Our opinion: Inflation is nation’s priority
Children will be heading back to school soon, and as we go through this yearly rite of passage, we’re all understandably looking at it through the lens we’ve unfortunately been looking at too many things this year.
The lens of inflation.
“I feel like everything is going up these days,” Jessica Reyes told the Associated Press. “I think it’s greatly affected us in all areas, in bills and in house necessities and school necessities.”
It’s unfortunate that what should be a happy, momentous occasion for America’s families is being marred with anxiety and apprehension.
It’s unfortunate that our leaders have been slow to take these challenges facing American families seriously, and have allowed other priorities, only tangentially related at best, to gum up the federal response to inflation.
The Inflation Reduction Act was unveiled in late July — months after families began grappling with higher costs.

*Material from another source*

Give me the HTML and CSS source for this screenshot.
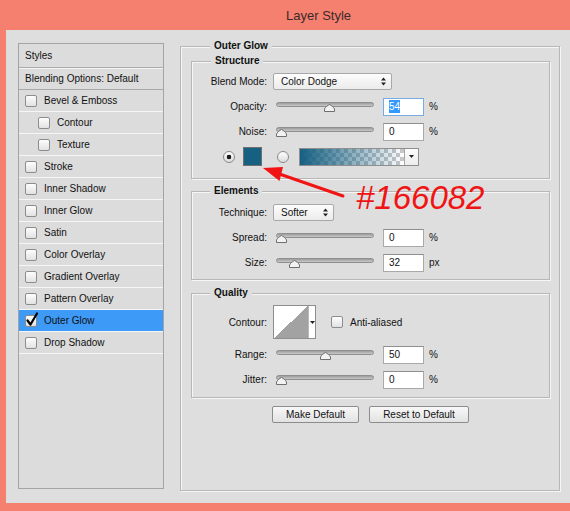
FILE: index.html
```html
<!DOCTYPE html>
<html>
<head>
<meta charset="utf-8">
<title>Layer Style</title>
<link rel="stylesheet" href="styles.css">
</head>
<body>
<div class="titlebar">Layer Style</div>
<div class="dialog">
  <div class="styles">
    <div class="st-head">Styles</div>
    <div class="st-blend">Blending Options: Default</div>
    <div class="st-item"><span class="cb"></span>Bevel &amp; Emboss</div>
    <div class="st-item sub"><span class="cb"></span>Contour</div>
    <div class="st-item sub"><span class="cb"></span>Texture</div>
    <div class="st-item"><span class="cb"></span>Stroke</div>
    <div class="st-item"><span class="cb"></span>Inner Shadow</div>
    <div class="st-item"><span class="cb"></span>Inner Glow</div>
    <div class="st-item"><span class="cb"></span>Satin</div>
    <div class="st-item"><span class="cb"></span>Color Overlay</div>
    <div class="st-item"><span class="cb"></span>Gradient Overlay</div>
    <div class="st-item"><span class="cb"></span>Pattern Overlay</div>
    <div class="st-item sel"><span class="cb"><svg class="check" width="14" height="15" viewBox="0 0 14 15"><path d="M2.5 8.5 L5.5 12.5 L12 1.5" fill="none" stroke="#000" stroke-width="2.2" stroke-linecap="round" stroke-linejoin="round"/></svg></span>Outer Glow</div>
    <div class="st-item"><span class="cb"></span>Drop Shadow</div>
  </div>

  <div class="options">
    <div class="group outer">
      <div class="legend">Outer Glow</div>

      <div class="group structure">
        <div class="legend">Structure</div>
        <div class="rows rows-structure">
          <div class="row">
            <span class="lbl">Blend Mode:</span>
            <div class="select sel-blend"><span>Color Dodge</span><svg width="5" height="9" viewBox="0 0 5 9"><path d="M0 3.5 L2.5 0.5 L5 3.5 Z M0 5.5 L2.5 8.5 L5 5.5 Z" fill="#222"/></svg></div>
          </div>
          <div class="row">
            <span class="lbl">Opacity:</span>
            <div class="slider"><div class="track"></div><div class="rail"><svg class="thumb" style="left: 55%" width="11" height="8" viewBox="0 0 11 8"><path d="M5.5 0.5 C7.5 1.5 9.5 3 10.5 5 V7.5 H0.5 V5 C1.5 3 3.5 1.5 5.5 0.5 Z" fill="#f2f2f2" stroke="#6f6f6f"/></svg></div></div>
            <div class="num focus"><span class="hl">54</span></div>
            <span class="unit">%</span>
          </div>
          <div class="row">
            <span class="lbl">Noise:</span>
            <div class="slider"><div class="track"></div><div class="rail"><svg class="thumb" style="left: 0%" width="11" height="8" viewBox="0 0 11 8"><path d="M5.5 0.5 C7.5 1.5 9.5 3 10.5 5 V7.5 H0.5 V5 C1.5 3 3.5 1.5 5.5 0.5 Z" fill="#f2f2f2" stroke="#6f6f6f"/></svg></div></div>
            <div class="num">0</div>
            <span class="unit">%</span>
          </div>
          <div class="row row-color">
            <span class="radio on"></span>
            <span class="swatch"></span>
            <span class="radio"></span>
            <div class="grad-wrap"><span class="grad"></span><span class="dd"><svg width="5" height="3" viewBox="0 0 5 3"><path d="M0 0 H5 L2.5 3 Z" fill="#222"/></svg></span></div>
          </div>
        </div>
      </div>

      <div class="group elements">
        <div class="legend">Elements</div>
        <div class="rows rows-elements">
          <div class="row">
            <span class="lbl">Technique:</span>
            <div class="select sel-tech"><span>Softer</span><svg width="5" height="9" viewBox="0 0 5 9"><path d="M0 3.5 L2.5 0.5 L5 3.5 Z M0 5.5 L2.5 8.5 L5 5.5 Z" fill="#222"/></svg></div>
          </div>
          <div class="row">
            <span class="lbl">Spread:</span>
            <div class="slider"><div class="track"></div><div class="rail"><svg class="thumb" style="left: 0%" width="11" height="8" viewBox="0 0 11 8"><path d="M5.5 0.5 C7.5 1.5 9.5 3 10.5 5 V7.5 H0.5 V5 C1.5 3 3.5 1.5 5.5 0.5 Z" fill="#f2f2f2" stroke="#6f6f6f"/></svg></div></div>
            <div class="num">0</div>
            <span class="unit">%</span>
          </div>
          <div class="row">
            <span class="lbl">Size:</span>
            <div class="slider"><div class="track"></div><div class="rail"><svg class="thumb" style="left: 15%" width="11" height="8" viewBox="0 0 11 8"><path d="M5.5 0.5 C7.5 1.5 9.5 3 10.5 5 V7.5 H0.5 V5 C1.5 3 3.5 1.5 5.5 0.5 Z" fill="#f2f2f2" stroke="#6f6f6f"/></svg></div></div>
            <div class="num">32</div>
            <span class="unit">px</span>
          </div>
        </div>
      </div>

      <div class="group quality">
        <div class="legend">Quality</div>
        <div class="rows rows-quality">
          <div class="row row-contour">
            <span class="lbl">Contour:</span>
            <div class="contour-wrap"><span class="contour"></span><span class="contour-dd"><svg width="5" height="3" viewBox="0 0 5 3"><path d="M0 0 H5 L2.5 3 Z" fill="#222"/></svg></span></div>
            <span class="cb aa"></span>
            <span class="aa-text">Anti-aliased</span>
          </div>
          <div class="row">
            <span class="lbl">Range:</span>
            <div class="slider"><div class="track"></div><div class="rail"><svg class="thumb" style="left: 50%" width="11" height="8" viewBox="0 0 11 8"><path d="M5.5 0.5 C7.5 1.5 9.5 3 10.5 5 V7.5 H0.5 V5 C1.5 3 3.5 1.5 5.5 0.5 Z" fill="#f2f2f2" stroke="#6f6f6f"/></svg></div></div>
            <div class="num">50</div>
            <span class="unit">%</span>
          </div>
          <div class="row">
            <span class="lbl">Jitter:</span>
            <div class="slider"><div class="track"></div><div class="rail"><svg class="thumb" style="left: 0%" width="11" height="8" viewBox="0 0 11 8"><path d="M5.5 0.5 C7.5 1.5 9.5 3 10.5 5 V7.5 H0.5 V5 C1.5 3 3.5 1.5 5.5 0.5 Z" fill="#f2f2f2" stroke="#6f6f6f"/></svg></div></div>
            <div class="num">0</div>
            <span class="unit">%</span>
          </div>
        </div>
      </div>

      <div class="buttons">
        <div class="btn btn-make">Make Default</div>
        <div class="btn btn-reset">Reset to Default</div>
      </div>
    </div>
  </div>
</div>

<svg class="arrow" width="90" height="40" viewBox="0 0 90 40">
  <path d="M18 13.5 L83 36" stroke="#f01414" stroke-width="3" stroke-linecap="round"/>
  <path d="M3 8 L23 7 L19.5 21 Z" fill="#f01414"/>
</svg>
<div class="note">#166082</div>
</body>
</html>
```

FILE: styles.css
```css
html, body {
  margin: 0;
  padding: 0;
}

body {
  width: 570px;
  height: 511px;
  overflow: hidden;
  position: relative;
  background: #f5806f;
  font-family: "Liberation Sans", Arial, sans-serif;
  font-size: 10px;
  color: #111;
}

.titlebar {
  height: 30px;
  line-height: 31px;
  padding-left: 286px;
  font-size: 13px;
  color: #3b2a2a;
}

.dialog {
  margin-left: 6px;
  height: 473px;
  box-sizing: border-box;
  background: #dedede;
  display: flex;
  align-items: flex-start;
  padding: 13px 0 0 12px;
}

/* ---------- left styles list ---------- */
.styles {
  width: 146px;
  height: 446px;
  box-sizing: border-box;
  border: 1px solid #a4a4a4;
  background: #dcdcdc;
  flex-shrink: 0;
}

.st-head {
  height: 23px;
  line-height: 23px;
  padding-left: 6px;
  border-bottom: 1px solid #ababab;
}

.st-blend {
  height: 21px;
  line-height: 22px;
  padding-left: 6px;
  border-bottom: 1px solid #a8a8a8;
  box-shadow: inset 0 1px 0 #f4f4f4;
}

.st-item {
  height: 21px;
  display: flex;
  align-items: center;
  gap: 7px;
  padding-left: 6px;
  border-bottom: 1px solid #f6f6f6;
}

.st-item.sub {
  padding-left: 19px;
}

.st-item.sel {
  background: #3d9af7;
}

.cb {
  position: relative;
  width: 12px;
  height: 12px;
  box-sizing: border-box;
  border: 1px solid #8c8c8c;
  border-radius: 2px;
  background: linear-gradient(#fdfdfd, #e2e2e2);
  flex-shrink: 0;
}

.cb .check {
  position: absolute;
  left: -1px;
  top: -4px;
}

/* ---------- right options ---------- */
.options {
  margin-left: 16px;
  margin-top: 3px;
  width: 380px;
}

.group {
  border: 1px solid #b7b7b7;
  box-shadow: inset 1px 1px 0 #f6f6f6, 1px 1px 0 #f6f6f6;
}

.outer {
  height: 445px;
  box-sizing: border-box;
  padding: 0 9px 0 10px;
}

.legend {
  width: fit-content;
  margin: -7px 0 0 18px;
  padding: 0 4px;
  height: 12px;
  line-height: 12px;
  background: #dedede;
  font-weight: bold;
  position: relative;
}

.outer > .legend {
  margin-left: 19px;
}

.structure {
  margin-top: 9px;
  padding-bottom: 9px;
}

.structure > .legend {
  margin-left: 19px;
}

.rows-structure {
  margin-top: 2px;
}

.elements {
  margin-top: 12px;
  padding-bottom: 4px;
}

.rows-elements {
  margin-top: 3px;
}

.quality {
  margin-top: 13px;
  padding-bottom: 5px;
}

.rows-quality {
  margin-top: 6px;
  display: flex;
  flex-direction: column;
}

.row {
  height: 25px;
  display: flex;
  align-items: center;
}

.row-contour {
  height: 34px;
  margin-bottom: 3px;
}

.lbl {
  width: 75px;
  margin-right: 6px;
  text-align: right;
  flex-shrink: 0;
}

.select {
  height: 17px;
  box-sizing: border-box;
  border: 1px solid #a8a8a8;
  border-radius: 2px;
  background: linear-gradient(#fdfdfd, #ebebeb);
  display: flex;
  align-items: center;
  justify-content: space-between;
  padding: 0 5px 0 7px;
}

.sel-blend {
  width: 119px;
}

.sel-tech {
  width: 61px;
}

.slider {
  width: 98px;
  height: 18px;
  margin-left: 3px;
  position: relative;
}

.track {
  margin-top: 4px;
  height: 5px;
  box-sizing: border-box;
  border-radius: 3px;
  border: 1px solid #8f8f8f;
  background: linear-gradient(#9c9c9c, #c9c9c9);
}

.rail {
  position: relative;
  margin: 0 5px;
}

.thumb {
  position: absolute;
  top: -3px;
  margin-left: -5px;
}

.num {
  width: 41px;
  height: 18px;
  box-sizing: border-box;
  margin-left: 9px;
  border: 1px solid #a9a9a9;
  border-top-color: #8e8e8e;
  background: #fff;
  padding-left: 5px;
  line-height: 16px;
}

.num.focus {
  border-color: #78ace0;
}

.hl {
  background: #3399ff;
  color: #fff;
  padding: 1px 0;
}

.unit {
  margin-left: 5px;
}

.row-color {
  padding-left: 31px;
}

.radio {
  width: 12px;
  height: 12px;
  box-sizing: border-box;
  border: 1px solid #8a8a8a;
  border-radius: 50%;
  background: linear-gradient(#fefefe, #dcdcdc);
  flex-shrink: 0;
}

.radio.on {
  background: radial-gradient(circle, #1a1a1a 0 2px, transparent 2.6px), linear-gradient(#fefefe, #dcdcdc);
}

.swatch {
  width: 19px;
  height: 19px;
  box-sizing: border-box;
  border: 1px solid #6f6f6f;
  background: #166082;
  margin: 0 15px 0 8px;
}

.grad-wrap {
  margin-left: 10px;
  display: flex;
  height: 18px;
  box-sizing: border-box;
  border: 1px solid #8e8e8e;
}

.grad {
  width: 104px;
  background:
    linear-gradient(to right, #166082, rgba(22, 96, 130, 0)),
    repeating-conic-gradient(#c8c8c8 0 25%, #ffffff 0 50%) 0 0 / 8px 8px;
}

.dd {
  width: 13px;
  border-left: 1px solid #a8a8a8;
  background: linear-gradient(#fdfdfd, #ececec);
  display: flex;
  align-items: center;
  justify-content: center;
}

.contour-wrap {
  display: flex;
  height: 34px;
  box-sizing: border-box;
  border: 1px solid #8e8e8e;
  background: #fff;
}

.contour {
  width: 34px;
  background: linear-gradient(to top left, #a2a2a2 50%, #ffffff 50%);
}

.contour-dd {
  width: 6px;
  border-left: 1px solid #b8b8b8;
  display: flex;
  align-items: center;
  justify-content: center;
}

.cb.aa {
  margin-left: 15px;
}

.aa-text {
  margin-left: 7px;
}

.buttons {
  margin-top: 8px;
  display: flex;
  justify-content: center;
  gap: 10px;
}

.btn {
  height: 17px;
  box-sizing: border-box;
  border: 1px solid #8c8c8c;
  border-radius: 2px;
  background: linear-gradient(#f8f8f8, #e2e2e2);
  text-align: center;
  line-height: 15px;
}

.btn-make {
  width: 87px;
}

.btn-reset {
  width: 100px;
}

/* ---------- annotation overlay ---------- */
.arrow {
  position: absolute;
  left: 260px;
  top: 160px;
}

.note {
  position: absolute;
  left: 356px;
  top: 181px;
  font-size: 33px;
  line-height: 33px;
  font-style: italic;
  color: #f01414;
}
```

The legislation, for which the Senate spent the weekend voting on amendments and will likely go to the House this week, includes strategies to reduce carbon emissions and promote renewable energy and closes tax loopholes for investors.
Some of what was initially included — like reducing insulin prices — are laudable goals, though we remain unsure yet if the provisions in the Inflation Reduction Act are the best approach to accomplishing that goal. But they are goals that nibble around the edges of reducing inflation in the future, possibly the distant future.
As Time magazine notes, many of the proposals repackaged in the Inflation Reduction Act were pitched by this White House as “job creation” measures a year to two years ago, when they were part of the Build Back Better legislation.
We’ve said it before and we fear we will have to say it again and again in coming weeks: What the U.S. needs is a focus on taming inflation now. Not on pursuing an old agenda by repackaging it as “inflation reduction” but by focusing on inflation.